Dolayısıyla cami-cemevi tartışması(*) kendi başına değil; Türkiye’nin laik bir ülke olup olmaması, demokratik bir ülke olup olmaması, dış politikasında emperyal tutumlardan uzak, halkların kardeşliğini, ulusların kendi kaderlerini tayin hakkını esas alıp almama, bu doğrultuda mücadele edip etmeme tartışmasıdır. Ve aynı zamanda bu tartışma anayasa da nasıl bir laiklik anlayışına yer verileceği tartışmasıyla da sıkı sıkıya bağlıdır.
Ve öyle anlaşılmaktadır ki AKP, muhtemelen de MHP, Alevileri de camiye gitmeye zorlayan bir Alevilik tanımı ve mevcut Diyanet İşlerinde Alevilere de kadro vererek, kendilerine biat eden bir “Alevilikle” cami-cemevi ikilemine çözüm getirmek isteyeceklerdir. Ki, bu da 8-10 milyon Alevi’nin talebine kulak tıkayan bir anayasa demek olacaktır.
Meclisteki cami-cemevi tartışması bunu, hatta daha fazlasını ortaya koymuştur.
Kısacası, 1500 yıl geriye sıçrayışın ifadesidir bu tartışma.
Gelenekti, görenekti, ecdattı, daha daha büyük cami yaptırmaydı, muhafazakarlıktı, dindi, mezhepti, 4+4+4, “dindar nesiller”, ...derken varılan yerdir.
Ve giderek Alevi-Sünni ayrışması gündemde daha büyük bir yer tutan, hızla daha büyüyen bir sorun haline gelecektir.

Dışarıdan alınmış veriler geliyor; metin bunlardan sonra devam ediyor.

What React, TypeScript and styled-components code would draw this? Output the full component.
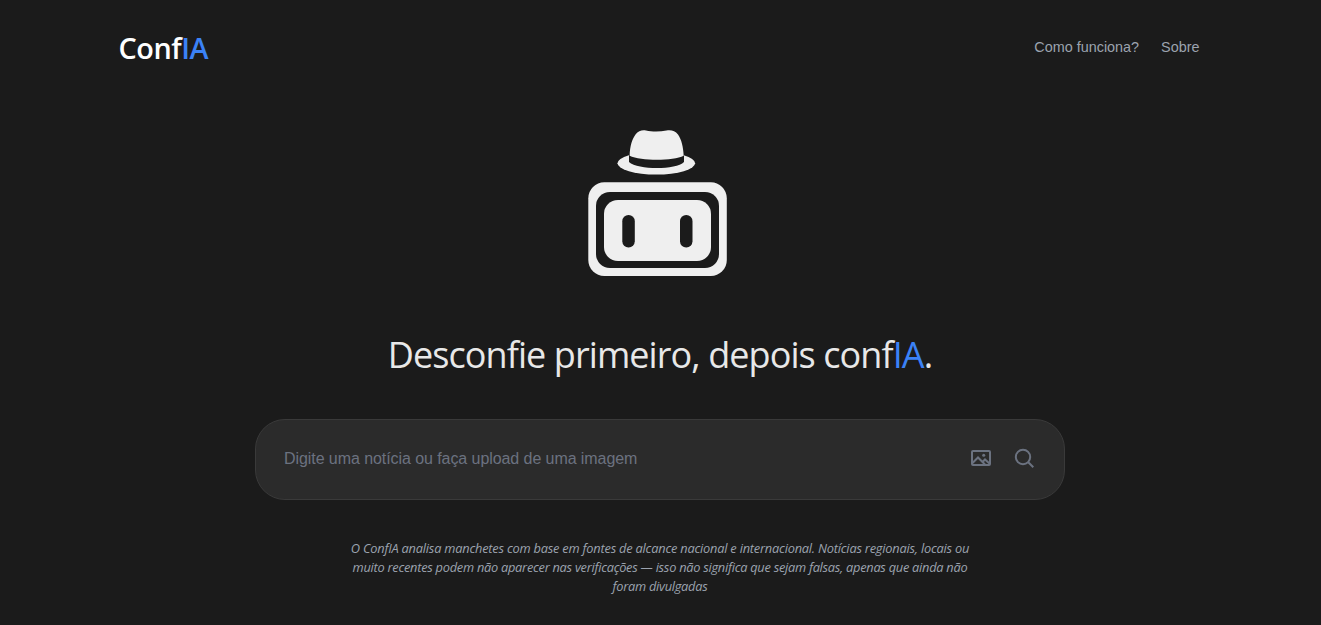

Bizden bir kez daha söylemesi!

(*) Vatandaşın ya da milletvekilinin elbette şuraya buraya ya da meclise cami, cemevi, ... gibi bir ibadethane isteme hakkı vardır. Laik olmayan ama az çok demokrat olan bir devlet bu talebe “Madem sizin ibadethaneye ihtiyacınız var size de ibadethane yaptırayım” diye yanıt verir. Ama laik devlet, bu talebe, “Devletin ibadethane yatırma görevi yoktur; ibadethaneyi insanlar kendi ihtiyaçları ve inançları neyse ona göre yaptırmalıdır. Devlet sadece sizin özgürce ibadet etmenizi garanti edebilir” diye yanıt verir. Bir inanç sahibine ya da grubuna “Laiklik sizin dediğiniz gibi değil gerçek Aleviler de camiye gidiyor. Siz de gidin” diye yanıt verirse bu devlet ne demokrat ne de laiktir. Bu bir din ya da mezhebin ihtiyaçlarına göre biçimlenmiş, şeriatçı değerlerle hareket eden  bir devlet anlayışının ifadesidir. Hele de orada egemen mezhepten kişiler için devlet cami yaptırmışsa, Başbakan gezdiği illere “En büyük camiler yaptırmayı” vaat ederken “Cemevini ibadethane saymıyoruz!” demek aynı zamanda bu inanca ve ona inananlara hakaret anlamına gelir.